Signal Horizon

See Beyond

Cronenberg’s Possessor is the sci-fi wild ride you’ve been waiting for

Brandon Cronenberg’s sophomore feature Possessor is an intoxicating ride. Don’t believe the words of protagonist Tasya Vos when her unaware husband asks her about her recent work trip. “Dull, extremely dull,” she says, downplaying the alternate reality where she works as a hi-tech hitwoman.

Playing at London Film Festival, Possessor is the opposite of dull. It keeps viewers on the edge of their seats as they don’t quite know what might happen next. It is a murder scene — an extremely gory one, too — you can’t divert your eyes from.

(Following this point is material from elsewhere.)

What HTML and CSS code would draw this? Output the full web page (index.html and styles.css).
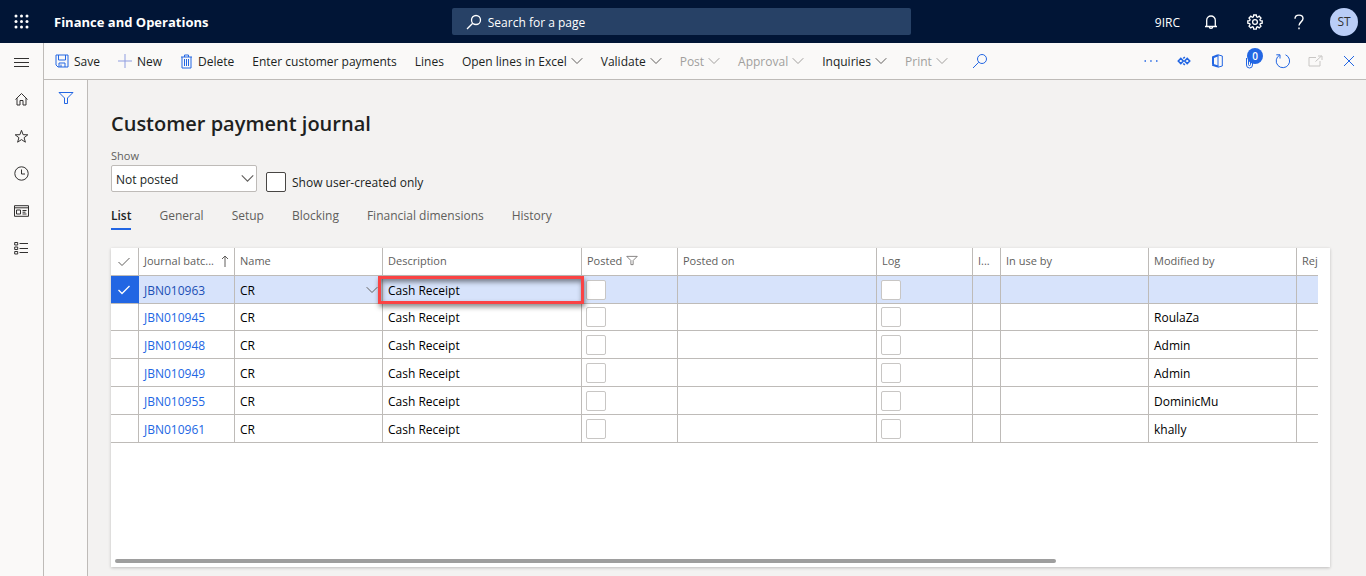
FILE: index.html
```html
<!DOCTYPE html>
<html lang="en">
<head>
<meta charset="utf-8">
<title>Customer payment journal</title>
<link rel="stylesheet" href="styles.css">
</head>
<body>
<svg class="sprite" aria-hidden="true">
  <symbol id="chevron" viewBox="0 0 12 8"><path d="M.7 1.200 6 6.500l5.300-5.300"/></symbol>
  <symbol id="search" viewBox="0 0 16 16"><circle cx="10" cy="6" r="4.500"/><path d="M6.700 9.300 1 15"/></symbol>
  <symbol id="check" viewBox="0 0 14 10"><path d="M1.500 5 5 8.500 12.500 1"/></symbol>
  <symbol id="funnel" viewBox="0 0 16 14"><path d="M1 1.500h14L9.500 7v5.500h-3V7z"/></symbol>
</svg>

<header class="top">
  <div class="brand">
    <button class="icon-btn waffle" aria-label="App launcher">
      <svg width="15" height="15" viewBox="0 0 15 15" fill="#fff" stroke="none"><g class="dots"><circle cx="2" cy="2" r="1.500"/><circle cx="7.500" cy="2" r="1.500"/><circle cx="13" cy="2" r="1.500"/><circle cx="2" cy="7.500" r="1.500"/><circle cx="7.500" cy="7.500" r="1.500"/><circle cx="13" cy="7.500" r="1.500"/><circle cx="2" cy="13" r="1.500"/><circle cx="7.500" cy="13" r="1.500"/><circle cx="13" cy="13" r="1.500"/></g></svg>
    </button>
    <span class="product">Finance and Operations</span>
  </div>
  <label class="search">
    <svg width="16" height="16" stroke-width="1.300"><use href="#search"/></svg>
    <input type="text" placeholder="Search for a page" aria-label="Search for a page">
  </label>
  <div class="account">
    <span class="company">9IRC</span>
    <button class="icon-btn" aria-label="Notifications">
      <svg width="14" height="16" viewBox="0 0 14 16" stroke-width="1.300"><path d="M1 12.500h12M2.700 12.500V6.300a4.300 4.300 0 0 1 8.600 0v6.200M5.300 12.700a1.700 1.700 0 0 0 3.400 0"/></svg>
    </button>
    <button class="icon-btn" aria-label="Settings">
      <svg width="16" height="16" viewBox="0 0 16 16" stroke-width="1.300"><path d="M6.700 1h2.600l.3 1.900 1 .4 1.600-1.100 1.800 1.800-1.100 1.600.4 1 1.900.3v2.300l-1.900.3-.4 1 1.100 1.600-1.800 1.800-1.600-1.100-1 .4-.3 1.900H6.700l-.3-1.900-1-.4-1.600 1.100L2 12.100l1.100-1.600-.4-1L.8 9.200V6.900l1.900-.3.4-1L2 4l1.800-1.800 1.600 1.100 1-.4z"/><circle cx="8" cy="8" r="2.400"/></svg>
    </button>
    <button class="icon-btn" aria-label="Help">
      <svg width="12" height="16" viewBox="0 0 12 16" stroke-width="1.400"><path d="M2 4.800C2 2.500 3.700 1.100 6 1.100s4 1.400 4 3.500c0 3.200-4 3.400-4 7M6 13.600v1.600"/></svg>
    </button>
    <button class="avatar" aria-label="Account manager">ST</button>
  </div>
</header>

<div class="shell">
  <nav class="rail" aria-label="Navigation">
    <button class="icon-btn" aria-label="Expand navigation"><svg width="15" height="12" viewBox="0 0 15 12"><path d="M0 1.500h15M0 5.500h15M0 9.500h15"/></svg></button>
    <button class="icon-btn" aria-label="Home"><svg width="15" height="15" viewBox="0 0 15 15"><path d="M1.500 7.500 7.500 1.500l6 6M3 6.200v6.800h3V8.500h3v4.500h3V6.200"/></svg></button>
    <button class="icon-btn" aria-label="Favorites"><svg width="15" height="15" viewBox="0 0 15 15"><path d="M7.500 1.300 9.100 5.700l4.700.1-3.700 2.900 1.300 4.500-3.900-2.600-3.900 2.600 1.300-4.500L1.200 5.800l4.700-.1z"/></svg></button>
    <button class="icon-btn" aria-label="Recent"><svg width="15" height="15" viewBox="0 0 15 15"><circle cx="7.500" cy="7.500" r="6.700"/><path d="M7.500 3.500v4.500H11"/></svg></button>
    <button class="icon-btn" aria-label="Workspaces"><svg width="15" height="12" viewBox="0 0 15 12"><path d="M.5.700h14v10.600H.5zM.5 2.800h14M2.500 5h4v4h-4zM8.500 5.500h4M8.500 7.200h3M8.500 9h4"/></svg></button>
    <button class="icon-btn" aria-label="Modules"><svg width="15" height="14" viewBox="0 0 15 14"><path d="M.7 1.500h3v2.500h-3zM.7 6h3v2.500h-3zM.7 10.500h3v2.500h-3zM5.500 2.500H14M5.500 7.500H14M5.500 11.500H14"/></svg></button>
  </nav>

  <div class="work">
    <div class="toolbar" role="toolbar">
      <button class="cmd with-icon"><svg width="14" height="14" viewBox="0 0 14 14"><path d="M1 1h12v12H3L1 11zM3.500 1v5h7V1M4 13V9h6v4M6 10.500V13"/></svg>Save</button>
      <button class="cmd with-icon"><svg class="pale" width="14" height="14" viewBox="0 0 14 14"><path d="M7 0v14M0 7h14"/></svg>New</button>
      <button class="cmd with-icon"><svg width="13" height="15" viewBox="0 0 13 15"><path d="M1 3h11M4.500 3V1h4v2M2 3v11h9V3M4.500 5v7M6.500 5v7M8.500 5v7"/></svg>Delete</button>
      <button class="cmd">Enter customer payments</button>
      <button class="cmd">Lines</button>
      <button class="cmd">Open lines in Excel<svg class="chev" width="12" height="8"><use href="#chevron"/></svg></button>
      <button class="cmd">Validate<svg class="chev" width="12" height="8"><use href="#chevron"/></svg></button>
      <button class="cmd" disabled>Post<svg class="chev" width="12" height="8"><use href="#chevron"/></svg></button>
      <button class="cmd" disabled>Approval<svg class="chev" width="12" height="8"><use href="#chevron"/></svg></button>
      <button class="cmd">Inquiries<svg class="chev" width="12" height="8"><use href="#chevron"/></svg></button>
      <button class="cmd" disabled>Print<svg class="chev" width="12" height="8"><use href="#chevron"/></svg></button>
      <button class="cmd find" aria-label="Search actions"><svg width="16" height="16"><use href="#search"/></svg></button>
      <div class="tools">
        <button class="icon-btn" aria-label="More"><svg width="14" height="4" viewBox="0 0 14 4"><path d="M.5 2H2M6.200 2h1.500M12 2h1.500" stroke-width="1.500"/></svg></button>
        <button class="icon-btn" aria-label="Power Apps"><svg width="14" height="10" viewBox="0 0 14 10" stroke-width="1.600"><path d="M1.300 5 3.800 2.500 6.300 5 3.800 7.500zM6.300 2.500 7.800 1M6.300 7.500 7.800 9M7.700 5l2.500-2.500L12.700 5l-2.500 2.500z"/></svg></button>
        <button class="icon-btn" aria-label="Open in Microsoft Office"><svg width="12" height="14" viewBox="0 0 12 14"><path d="M7 .8 11.300 2v10L7 13.200z"/><path d="M7 1.300 2 3.300v7.200M1.300 10.700 7 12.500" stroke-width="2"/></svg></button>
        <button class="icon-btn clip" aria-label="Attachments"><svg width="10" height="15" viewBox="0 0 10 15"><path d="M1.500 4v7a3 3 0 0 0 6 0V3a2 2 0 0 0-4 0v7.500a1 1 0 0 0 2 0V4"/></svg><span class="badge">0</span></button>
        <button class="icon-btn" aria-label="Refresh"><svg width="16" height="16" viewBox="0 0 16 16"><path d="M10.500 1.800a6.700 6.700 0 1 1-5.800.3M5 5.500V1.800H1.300"/></svg></button>
        <button class="icon-btn" aria-label="Open in new window" disabled><svg width="15" height="12" viewBox="0 0 15 12"><path d="M8 2.500H1v8.500h11V6M7.500 6.500l6-5.500M10 1h4v4"/></svg></button>
        <button class="icon-btn" aria-label="Close"><svg width="12" height="12" viewBox="0 0 12 12"><path d="m1 1 10 10M11 1 1 11"/></svg></button>
      </div>
    </div>

    <div class="panes">
      <aside class="filter-pane">
        <button class="icon-btn" aria-label="Show filters"><svg width="16" height="14"><use href="#funnel"/></svg></button>
      </aside>

      <main class="page">
        <h1>Customer payment journal</h1>
        <div class="filters">
          <div class="field">
            <label for="show">Show</label>
            <div class="select-box">
              <select id="show"><option>Not posted</option></select>
              <svg width="13" height="9"><use href="#chevron"/></svg>
            </div>
          </div>
          <label class="own"><input type="checkbox"><span>Show user-created only</span></label>
        </div>

        <div class="tabs" role="tablist">
          <button role="tab" class="tab active" aria-selected="true">List</button>
          <button role="tab" class="tab">General</button>
          <button role="tab" class="tab">Setup</button>
          <button role="tab" class="tab">Blocking</button>
          <button role="tab" class="tab">Financial dimensions</button>
          <button role="tab" class="tab">History</button>
        </div>

        <section class="card">
          <div class="grid-clip">
            <table class="grid">
              <colgroup><col class="c-mark"><col class="c-small"><col class="c-mid"><col class="c-wide"><col class="c-small"><col class="c-wide"><col class="c-small"><col class="c-mark"><col class="c-mid"><col class="c-mid"><col class="c-mid"></colgroup>
              <thead>
                <tr>
                  <th class="mark"><svg width="14" height="10"><use href="#check"/></svg></th>
                  <th><div class="head spread">Journal batc...<svg width="8" height="12" viewBox="0 0 8 12"><path d="M4 1v11M1 4l3-3 3 3"/></svg></div></th>
                  <th>Name</th>
                  <th>Description</th>
                  <th><div class="head">Posted<svg width="12" height="11"><use href="#funnel"/></svg></div></th>
                  <th>Posted on</th>
                  <th>Log</th>
                  <th>I...</th>
                  <th>In use by</th>
                  <th>Modified by</th>
                  <th>Reje</th>
                </tr>
              </thead>
              <tbody>
                <tr class="selected">
                  <td class="mark"><svg width="14" height="10" stroke-width="1.300"><use href="#check"/></svg></td>
                  <td><a href="#">JBN010963</a></td>
                  <td><div class="lookup">CR<button aria-label="Open lookup"><svg width="12" height="8"><use href="#chevron"/></svg></button></div></td>
                  <td class="marked">Cash Receipt</td>
                  <td class="tick"><input type="checkbox" aria-label="Posted"></td><td></td>
                  <td class="tick"><input type="checkbox" aria-label="Log"></td><td></td><td></td><td></td><td></td>
                </tr>
                <tr>
                  <td></td><td><a href="#">JBN010945</a></td><td>CR</td><td>Cash Receipt</td>
                  <td class="tick"><input type="checkbox" aria-label="Posted"></td><td></td>
                  <td class="tick"><input type="checkbox" aria-label="Log"></td><td></td><td></td><td>RoulaZa</td><td></td>
                </tr>
                <tr>
                  <td></td><td><a href="#">JBN010948</a></td><td>CR</td><td>Cash Receipt</td>
                  <td class="tick"><input type="checkbox" aria-label="Posted"></td><td></td>
                  <td class="tick"><input type="checkbox" aria-label="Log"></td><td></td><td></td><td>Admin</td><td></td>
                </tr>
                <tr>
                  <td></td><td><a href="#">JBN010949</a></td><td>CR</td><td>Cash Receipt</td>
                  <td class="tick"><input type="checkbox" aria-label="Posted"></td><td></td>
                  <td class="tick"><input type="checkbox" aria-label="Log"></td><td></td><td></td><td>Admin</td><td></td>
                </tr>
                <tr>
                  <td></td><td><a href="#">JBN010955</a></td><td>CR</td><td>Cash Receipt</td>
                  <td class="tick"><input type="checkbox" aria-label="Posted"></td><td></td>
                  <td class="tick"><input type="checkbox" aria-label="Log"></td><td></td><td></td><td>DominicMu</td><td></td>
                </tr>
                <tr>
                  <td></td><td><a href="#">JBN010961</a></td><td>CR</td><td>Cash Receipt</td>
                  <td class="tick"><input type="checkbox" aria-label="Posted"></td><td></td>
                  <td class="tick"><input type="checkbox" aria-label="Log"></td><td></td><td></td><td>khally</td><td></td>
                </tr>
              </tbody>
            </table>
          </div>
          <div class="track"><div class="thumb"></div></div>
        </section>
      </main>
    </div>
  </div>
</div>
</body>
</html>
```
FILE: styles.css
```css
* { box-sizing: border-box; }
html, body { height: 100%; }
body {
  margin: 0;
  display: flex;
  flex-direction: column;
  background: #f3f2f1;
  color: #201f1e;
  font: 12px/20px "Open Sans", "Noto Sans", sans-serif;
}
button, input, select { font: inherit; color: inherit; }
button { border: 0; padding: 0; background: none; display: flex; align-items: center; }
svg { fill: none; stroke: currentColor; flex: none; display: block; }
.dots { fill: #fff; stroke: none; }
.sprite { position: absolute; width: 0; height: 0; }
.icon-btn { justify-content: center; }

/* Header */
.top {
  display: grid;
  grid-template-columns: 1fr 34% 1fr;
  align-items: center;
  height: 43px;
  flex: none;
  background: #011536;
  color: #fff;
}
.brand { display: flex; align-items: center; }
.waffle { width: 43px; height: 43px; }
.product { margin-left: 11px; font-size: 13px; font-weight: 700; }
.search {
  display: flex;
  align-items: center;
  gap: 6px;
  height: 27px;
  margin: 0 4px 0 1px;
  padding-left: 14px;
  border-radius: 2px;
  background: #274166;
}
.search input { flex: 1; border: 0; padding: 2px 0 0; background: none; outline: 0; }
.search input::placeholder { color: #fff; opacity: 1; }
.account { display: flex; align-items: center; justify-content: flex-end; padding-right: 8px; }
.account .icon-btn { width: 44px; height: 43px; }
.company { margin-right: 9px; padding-top: 2px; }
.avatar {
  justify-content: center;
  width: 28px;
  height: 28px;
  margin-left: 9px;
  border-radius: 50%;
  background: #b9cdf7;
  color: #323130;
}

/* Frame */
.shell { flex: 1; display: flex; min-height: 0; }
.rail {
  display: flex;
  flex-direction: column;
  width: 44px;
  flex: none;
  padding-top: 1px;
  border-right: 1px solid #bebbb8;
  background: #faf9f8;
  color: #323130;
}
.rail .icon-btn { height: 37px; }
.work { flex: 1; display: flex; flex-direction: column; min-width: 0; }
.toolbar {
  display: flex;
  align-items: center;
  gap: 18px;
  height: 37px;
  flex: none;
  padding: 0 10px 0 11px;
  border-bottom: 1px solid #bebbb8;
  background: #faf9f8;
}
.cmd { gap: 4px; height: 36px; padding-top: 2px; white-space: nowrap; }
.with-icon { gap: 5px; }
.cmd svg { margin-bottom: 2px; color: #2266e3; }
.cmd .pale { color: #8f9de0; }
.cmd .chev { color: #605e5c; }
.cmd:disabled, .cmd:disabled .chev { color: #a19f9d; }
.find { margin-left: 6px; }
.tools { display: flex; gap: 18px; margin-left: auto; color: #2266e3; }
.tools .icon-btn { width: 15px; height: 36px; }
.tools .icon-btn:disabled { color: #c8c6c4; }
.clip { position: relative; }
.badge {
  position: absolute;
  left: 5px;
  top: 5px;
  width: 16px;
  height: 16px;
  border-radius: 50%;
  background: #2266e3;
  color: #fff;
  font-size: 10px;
  font-weight: 600;
  line-height: 16px;
}
.panes { flex: 1; display: flex; min-height: 0; }
.filter-pane {
  width: 44px;
  flex: none;
  border-right: 1px solid #bebbb8;
  background: #faf9f8;
  color: #2266e3;
}
.filter-pane .icon-btn { width: 43px; height: 36px; }

/* Page */
.page {
  flex: 1;
  display: flex;
  flex-direction: column;
  min-width: 0;
  padding: 28px 36px 9px 23px;
}
h1 { margin: 0; font-size: 20px; line-height: 32px; font-weight: 600; }
.filters { display: flex; align-items: flex-end; gap: 9px; margin-top: 7px; }
.field { width: 146px; }
.field label { display: block; padding-bottom: 1px; font-size: 11px; line-height: 17px; color: #605e5c; }
.select-box { display: grid; align-items: center; }
.select-box > * { grid-area: 1 / 1; }
.select-box svg { justify-self: end; margin-right: 3px; pointer-events: none; color: #605e5c; }
select {
  appearance: none;
  width: 100%;
  height: 27px;
  padding: 2px 20px 0 4px;
  border: 1px solid #bebbb8;
  border-radius: 2px;
  background: #fff;
}
input[type="checkbox"] {
  appearance: none;
  display: block;
  width: 20px;
  height: 20px;
  margin: 0;
  border: 1px solid #c8c6c4;
  border-radius: 2px;
  background: #fff;
}
.own { display: flex; align-items: flex-end; gap: 6px; }
.own span { line-height: 18px; }
.own input[type="checkbox"] { border-color: #484644; }
.tabs { display: flex; gap: 28px; margin-top: 13px; }
.tab { height: 25px; padding-bottom: 1px; border-bottom: 2px solid transparent; color: #605e5c; }
.tab.active { border-color: #2266e3; color: #201f1e; font-weight: 600; }

/* Journal grid */
.card {
  flex: 1;
  display: flex;
  flex-direction: column;
  margin-top: 18px;
  background: #fff;
  box-shadow: 0 1px 3px rgba(0, 0, 0, .22);
}
.grid-clip { margin-right: 12px; overflow: hidden; }
.grid { table-layout: fixed; width: 1334px; border-spacing: 0; color: #000; }
.c-mark { width: 28px; }
.c-small { width: 96px; }
.c-mid { width: 148px; }
.c-wide { width: 199px; }
th, td {
  height: 28px;
  padding: 2px 4px 0 5px;
  border: solid #bebbb8;
  border-width: 0 1px 1px 0;
  text-align: left;
  white-space: nowrap;
}
th { padding: 0 4px 2px 5px; font-size: 11px; font-weight: 400; color: #605e5c; }
td.mark, th.mark { padding: 0 6px; }
td.tick { padding: 0 4px; }
.head { display: flex; align-items: center; gap: 4px; }
.spread { justify-content: space-between; padding-right: 1px; }
a { color: #2266e3; text-decoration: none; }
.selected td { background: #d7e3fb; }
.selected + tr td { height: 27px; }
.selected a { color: #1b4fb5; }
.selected td.mark { background: #2266e3; border-right-color: #2266e3; color: #fff; }
.lookup { display: flex; align-items: center; justify-content: space-between; }
.lookup button { padding-bottom: 2px; color: #605e5c; }
.marked { position: relative; }
.marked::after {
  content: "";
  position: absolute;
  inset: 0 -3px -1px -5px;
  border: 3px solid #fa4344;
  box-shadow: 1px 3px 5px rgba(0, 0, 0, .45), inset 1px 3px 5px rgba(0, 0, 0, .45);
}
.track { margin: auto 8px 4px 4px; }
.thumb { width: 78%; height: 4px; border-radius: 2px; background: #9e9e9e; }
```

Vos has the piercing, wide-eyed stare of Andrea Riseborough, once again in a challenging role she manages to infuse with complexity. Her character is a mother, becoming more and more unable to relate to her child with every murder. But she’s also a “star performer,” as her boss Girder (Jennifer Jason Leigh) says when attempting to smooth-talk her. The protagonist, in fact, hijacks people’s bodies to enact complicated murder-suicide plots, controlling their minds, too. But what about her own?

Courtesy of Rook Films

Every time Vos comes back, something in her conscience seems to have disappeared, left behind in whatever body she had hosted. She is consumed and exhausted. Wearing a mask at home as well as several strangers’ bodies at work takes its toll on a woman, a human being, who’s constantly trying to fit — quite literally — into something she’s not.

Despite all the protocols put in place to ensure Vos’ safety, hers is not a clean job anymore. When she inhabits the body of Colin, played by Christopher Abbott, Vos finds herself reckoning with the highest resistance she has ever encountered. Their two consciences interact, causing a short circuit revealing Vos’ innermost, feral, dehumanizing instincts.

Possessor explores the conscience’s worst nightmares

This sci-fi horror thriller is set in a depressing-looking, bleak near-future. In this unappealing Toronto, Cronenberg manages to convey the conscience’s worst nightmares through visually stunning frames. The cinematography is by Karim Hussain, who recently crafted the suffocating atmospheres of Random Acts of Violence by Jay Baruchel.

Possessor is a brutal, stroboscopic, claustrophobic juxtaposition of grey, trivial images of the outer world and flashes of consciousness in neon lights.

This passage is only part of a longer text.